An artist's rendering of the proposed Large Synoptic Survey Telescope. (Credit: LSST Corporation)

The Large Synoptic Survey Telescope just received another boost. The National Science Foundation announced today that it has received the go-ahead from the National Science Board to advance the giant telescope to the final design stage.

This milestone allows the NSF director to include funds for its part of the joint NSF-Department of Energy project in a future budget proposal.

"LSST will provide an unprecedented view of the sky while leading the emerging discipline of data-enabled science," said NSF Director Subra Suresh. "The project will foster international collaboration and offer unique methods for discovery in this new age of Big Data."

From a mountaintop in the Chilean Andes, LSST will view the Southern Hemisphere’s night sky, taking more than 800 panoramic photos each night. By stitching these individual images together, LSST will create a full portrait of the southern sky twice a week. And by stacking the composites together, researchers will generate the largest and most detailed sky maps to date.  In all, LSST is expected to generate more than five petabytes of data each year.

That’s possible thanks to LSST’s 3.2-billion-pixel camera, the largest digital camera ever constructed. Designed by SLAC National Accelerator Laboratory, the camera is the size of a small car and will produce extremely high-quality data with little downtime and maintenance.

With this data, researchers will study the mysterious nature of dark matter and dark energy, and will provide insight into objects that change or move quickly—such as supernovae or near-Earth asteroids.

NSF's announcement follows the DOE's April Critical Decision 1 approval for the camera project, clearing the way for its detailed engineering design.

"CD1 approval assured us we could go ahead with the camera," said SLAC's Steve Kahn, who is LSST project leader at SLAC and deputy director of LSST. "But that was always assuming the NSF moved forward as well.

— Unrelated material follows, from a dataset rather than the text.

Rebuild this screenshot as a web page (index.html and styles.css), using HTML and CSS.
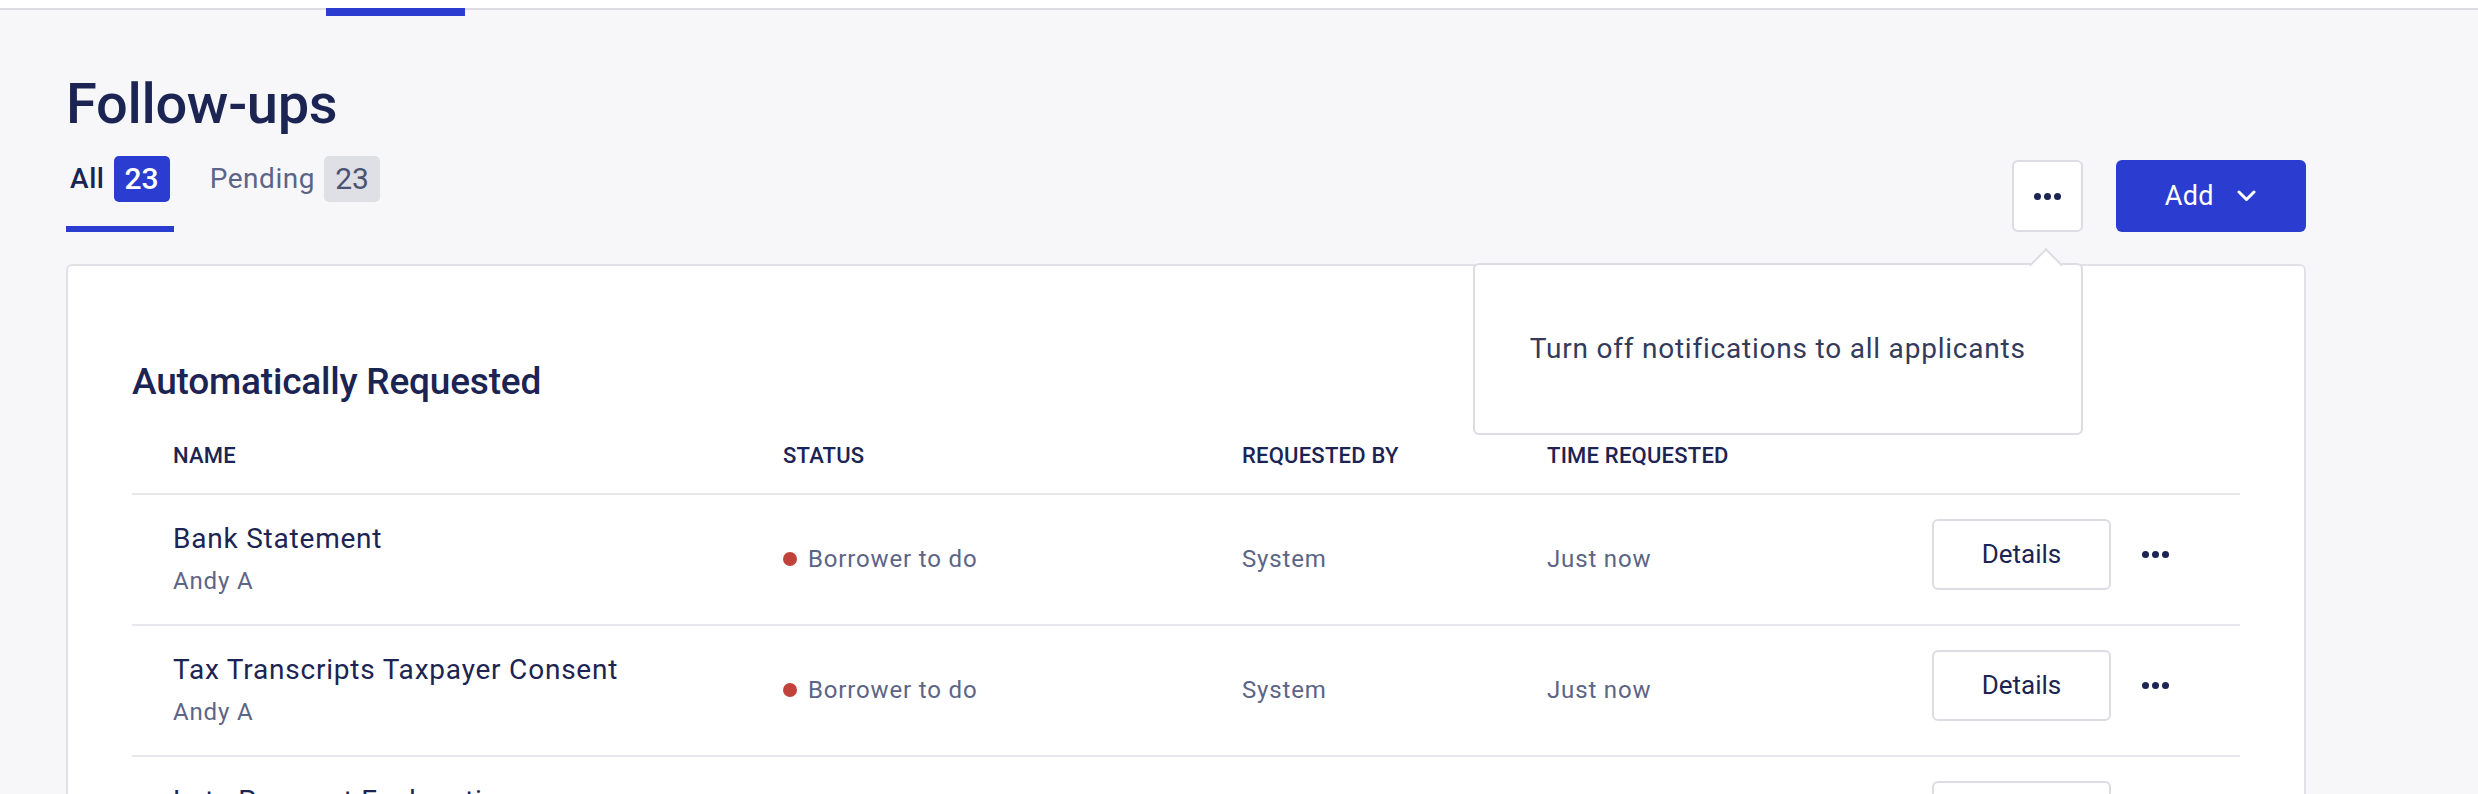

Now we know the project as a whole can move forward."

Construction on the telescope is expected to begin in 2014, with first light about five years after that.

LSST is jointly funded by NSF and the Department of Energy. NSF maintains responsibility for the development of the site and telescope as well as the data management system, while DOE, through the SLAC-led collaboration, is responsible for development and delivery of the LSST camera.